About the Presentation
To attack and, hopefully, to reverse greenhouse gas (GHG) growth, the critical but formidable goal of net zero GHG emissions by 2050 must be reached. This will require major efforts from across our society, especially a “leap of faith” by all the world’s economies. From the latest report by the Intergovernmental Panel on Climate Change (IPCC), it is becoming increasingly apparent that we must do this for the health and well-being of our own children and grandchildren, if we want to help them avoid predictable climate disasters. Therefore, we professionals in the materials science and engineering community must make our best efforts to work on important GHG emission challenges to make the economic leap to green technologies more pragmatic and palatable. Recent analysis shows that there are huge market opportunities that can arrive with clean energy transitions, particularly if several key materials technology barriers are overcome. With solutions to these critical materials problems resulting from research that is supported by enlightened governments and industry leaders, a new global energy economy can emerge quite naturally. This new sustainable economy has the potential to create millions of excellent jobs across a host of new supply chains, along with many more generations of smiling grandchildren!
About the Presenter
Iver E. Anderson earned his Ph.D. and M.S. in metallurgical engineering in 1982 and 1977, respectively, from the University of Wisconsin-Madison and his B.S. in metallurgical engineering in 1975 from Michigan Technological University. From 1982 to 1987, he was staff metallurgist, Materials Science and Technology Division at the U.S. Naval Research Laboratory. After joining Ames Laboratory (U.S. Department of Energy) in 1987, Anderson currently is a senior metallurgist and adjunct professor of materials science and engineering at Iowa State University. His research is focused on powder metallurgy and rapid solidification; high pressure gas atomization of fine metal powders; centrifugal atomization/fluid quenching of spherical powders of rare-earth metals/compounds and other alloys, as well as materials joining including lead-free solders, resistance welding, and ceramic composite bonding. He has over 280 publications and 50 patents.

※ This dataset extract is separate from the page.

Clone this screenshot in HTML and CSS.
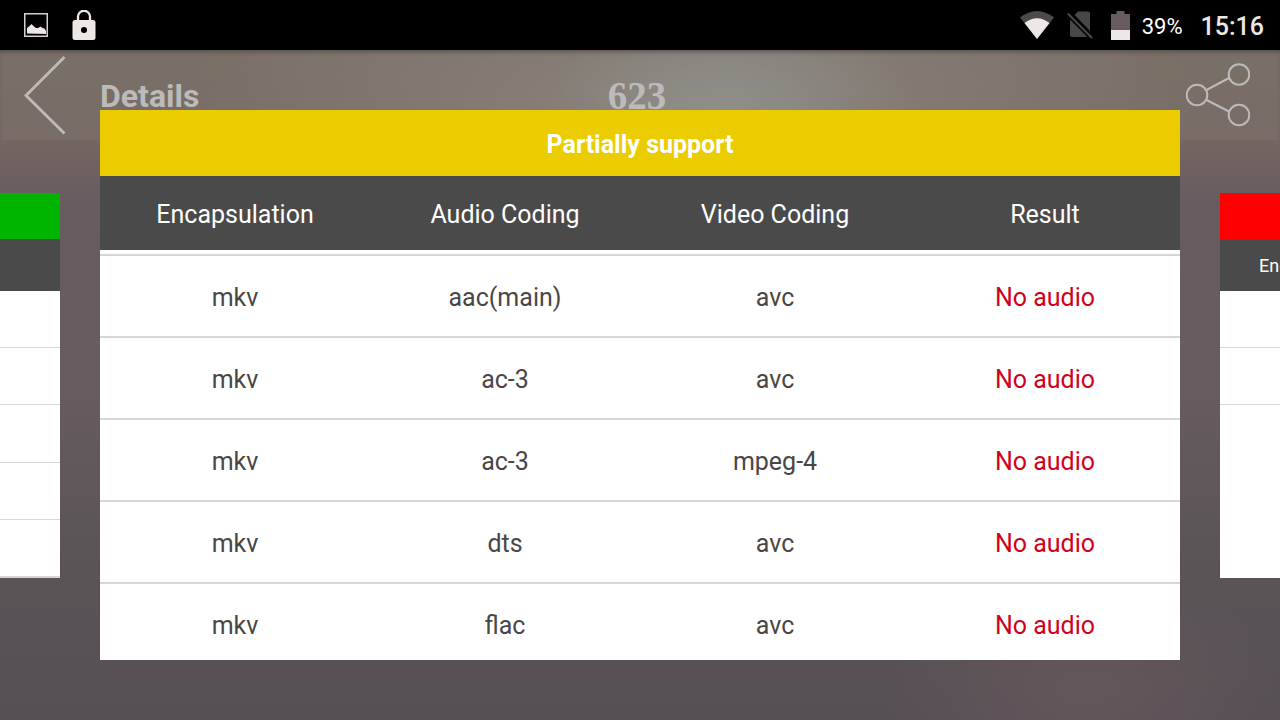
FILE: index.html
```html
<!DOCTYPE html>
<html lang="en">
<head>
<meta charset="utf-8">
<meta name="viewport" content="width=device-width, initial-scale=1">
<title>Details</title>
<link rel="stylesheet" href="styles.css">
</head>
<body>
<div class="statusbar">
  <div class="status-group status-left">
    <svg width="24" height="24" viewBox="0 0 24 24" aria-hidden="true"><rect x=".75" y=".75" width="22.5" height="22.5" fill="none" stroke="#d5d0ce" stroke-width="1.5"/><path d="M3 20.500V15l2-1.500 2.500-2.500 2.500 2.500 2 1.500h2l2.500-1.500 2 1.500 2 .5 1.500 2.500v3z" fill="#ede7e5"/></svg>
    <svg width="24" height="30" viewBox="0 0 24 30" aria-hidden="true"><path d="M6 11V6.800a6 6 0 0 1 12 0V11" fill="none" stroke="#ede7e5" stroke-width="2.300"/><rect x=".5" y="10" width="23" height="20" rx="2.500" fill="#ede7e5"/><circle cx="12" cy="20" r="3" fill="#000"/></svg>
  </div>
  <div class="status-group status-right">
    <svg width="34" height="28" viewBox="0 0 34 28" aria-hidden="true"><path d="M0 6.500Q17-6.500 34 6.500L17 28z" fill="#4a4a4a"/><path d="M4.500 12Q17 2.500 29.500 12L17 28z" fill="#ede7e5"/></svg>
    <svg class="sim" width="26" height="28" viewBox="0 0 26 28" aria-hidden="true"><path d="M7.500 4L11 .5h10a2 2 0 0 1 2 2V20zM3 8.500L20.500 26H5a2 2 0 0 1-2-2z" fill="#484848"/><path d="M.8 2.500L25 27" stroke="#484848" stroke-width="2.200"/></svg>
    <svg class="battery" width="19" height="29" viewBox="0 0 19 29" aria-hidden="true"><path d="M5.500 0h8v3H19v16H0V3h5.500z" fill="#675b5f"/><path d="M0 19h19v10H0z" fill="#ede7e5"/></svg>
    <span class="percent">39%</span>
    <time class="clock">15:16</time>
  </div>
</div>

<header class="appbar">
  <div class="appbar-start">
    <button class="icon-button" type="button" aria-label="Back">
      <svg width="42" height="80" viewBox="0 0 42 80"><path d="M40.500 2L2 40.500 40.500 78.500" fill="none" stroke="#bdbbb9" stroke-width="2.900"/></svg>
    </button>
    <h1 class="title">Details</h1>
  </div>
  <span class="score">623</span>
  <button class="icon-button share" type="button" aria-label="Share">
    <svg width="64" height="64" viewBox="0 0 64 64"><g fill="none" stroke="#bdbbb9" stroke-width="2"><circle cx="11" cy="32" r="10.300"/><circle cx="53" cy="11.500" r="10.300"/><circle cx="53" cy="52" r="10.300"/><path d="M20.500 27L43 15M20.500 37L43 48.500"/></g></svg>
  </button>
</header>

<main class="carousel">
  <section class="side-card supported" aria-label="Supported">
    <div class="side-title"></div>
    <div class="side-head"></div>
    <ul class="side-rows"><li></li><li></li><li></li><li></li><li></li></ul>
  </section>

  <section class="card">
    <h2 class="card-title">Partially support</h2>
    <div class="card-scroll">
      <table class="codecs">
        <thead>
          <tr><th scope="col">Encapsulation</th><th scope="col">Audio Coding</th><th scope="col">Video Coding</th><th scope="col">Result</th></tr>
        </thead>
        <tbody>
          <tr class="edge"><td colspan="4"></td></tr>
          <tr><td>mkv</td><td>aac(main)</td><td>avc</td><td class="bad">No audio</td></tr>
          <tr><td>mkv</td><td>ac-3</td><td>avc</td><td class="bad">No audio</td></tr>
          <tr><td>mkv</td><td>ac-3</td><td>mpeg-4</td><td class="bad">No audio</td></tr>
          <tr><td>mkv</td><td>dts</td><td>avc</td><td class="bad">No audio</td></tr>
          <tr><td>mkv</td><td>flac</td><td>avc</td><td class="bad">No audio</td></tr>
        </tbody>
      </table>
    </div>
  </section>

  <section class="side-card unsupported" aria-label="Unsupported">
    <div class="side-title"></div>
    <div class="side-head">Encapsulation</div>
    <ul class="side-rows"><li></li><li></li></ul>
  </section>
</main>
</body>
</html>
```

FILE: styles.css
```css
* { box-sizing: border-box; }

body {
  margin: 0;
  height: 100vh;
  display: flex;
  flex-direction: column;
  overflow: hidden;
  font-family: Roboto, "Liberation Sans", sans-serif;
  background:
    radial-gradient(ellipse 14% 14% at 57% 14%, rgba(150, 152, 150, .6), transparent),
    radial-gradient(ellipse 40% 24% at 54% 14%, rgba(146, 138, 132, .75), transparent),
    radial-gradient(ellipse 16% 16% at 85% 96%, rgba(105, 90, 93, .7), transparent),
    linear-gradient(#75695f 7%, #736561 20%, #685c60 28%, #665b5f 55%, #5a5457 78%, #564f55 100%);
}

h1, h2, ul { margin: 0; padding: 0; }

.statusbar {
  flex: none;
  height: 50px;
  padding: 0 16px 0 24px;
  display: flex;
  align-items: center;
  justify-content: space-between;
  background: #000;
  color: #ede7e5;
}
.status-group { display: flex; align-items: center; }
.status-left { gap: 24px; }
.sim { margin-left: 13px; }
.battery { margin-left: 18px; }
.percent { margin-left: 12px; padding-top: 3px; font-size: 22px; line-height: 28px; color: #fff; }
.clock { margin-left: 18px; padding-top: 3px; font-size: 25px; line-height: 28px; font-weight: 500; }

.appbar {
  flex: none;
  height: 90px;
  padding: 0 30px 0 24px;
  display: grid;
  grid-template-columns: 1fr auto 1fr;
  align-items: center;
  color: #bdbbba;
  background: rgba(140, 138, 128, .2);
  box-shadow: inset 0 4px 4px -2px rgba(70, 60, 65, .6);
}
.appbar-start { display: flex; align-items: center; gap: 34px; }
.icon-button { display: flex; padding: 0; border: 0; background: none; }
.share { justify-self: end; }
.title { padding-top: 2px; font-size: 32px; line-height: 40px; font-weight: 700; }
.score { padding-top: 2px; font: 700 39px/44px "Liberation Serif", serif; }

.carousel {
  flex: 1;
  min-height: 0;
  margin-top: -30px;
  padding-bottom: 60px;
  display: grid;
  grid-template-columns: 60px minmax(0, 1fr) 60px;
  grid-template-rows: minmax(0, 1fr);
  gap: 40px;
  align-items: center;
}

.card {
  align-self: stretch;
  position: relative;
  display: flex;
  flex-direction: column;
  overflow: hidden;
  background: #fff;
}
.card-title {
  flex: none;
  padding: 19px 0 15px;
  background: #eacc00;
  color: #fff;
  font-size: 25px;
  line-height: 32px;
  font-weight: 700;
  text-align: center;
}
.card-scroll { flex: 1; min-height: 0; overflow: hidden; }

.codecs {
  width: 100%;
  table-layout: fixed;
  border-collapse: separate;
  border-spacing: 0;
  font-size: 25px;
  line-height: 32px;
  text-align: center;
  color: #4a4646;
}
.codecs th {
  height: 74px;
  padding: 4px 0 0;
  background: #4a4a4a;
  color: #fff;
  font-weight: 400;
}
.codecs td { height: 82px; padding: 4px 0 0; border-bottom: 2px solid #d6d6d6; }
.codecs .edge td { height: 6px; }
.codecs .bad { color: #d0021b; }

.side-card { overflow: hidden; background: #fff; }
.side-title { height: 46px; }
.supported .side-title { background: #00b400; }
.unsupported .side-title { background: #f00; }
.side-head {
  height: 52px;
  padding-left: 39px;
  background: #4a4a4a;
  color: #fff;
  font-size: 18px;
  line-height: 54px;
}
.side-rows {
  height: 287px;
  display: grid;
  grid-template-rows: repeat(5, 1fr);
  list-style: none;
}
.side-rows li { border-bottom: 1px solid #d6d6d6; }
.supported .side-rows li:last-child { border-bottom-width: 2px; }
```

Anderson is a member and Fellow (2015) of TMS and served as a member of the TMS Board of Directors. He is a member and Fellow (2006) of APMI International and was a Board of Directors member. He is a member and Fellow (1994) of ASM International and has served as an ASM Trustee. He is also a Fellow of Alpha Sigma Mu and the National Academy of Inventors and a Member (2017) of the National Inventors Hall of Fame. In 2019, Anderson was named a Distinguished Alumni of Michigan Technological University. He has also received other awards including the 2001 Energy 100 Award; 1996 TMS Distinguished Service Award; 1991 R&D-100 Award; and the 1991 Federal Laboratory Consortium Award for Excellence in Technology Transfer.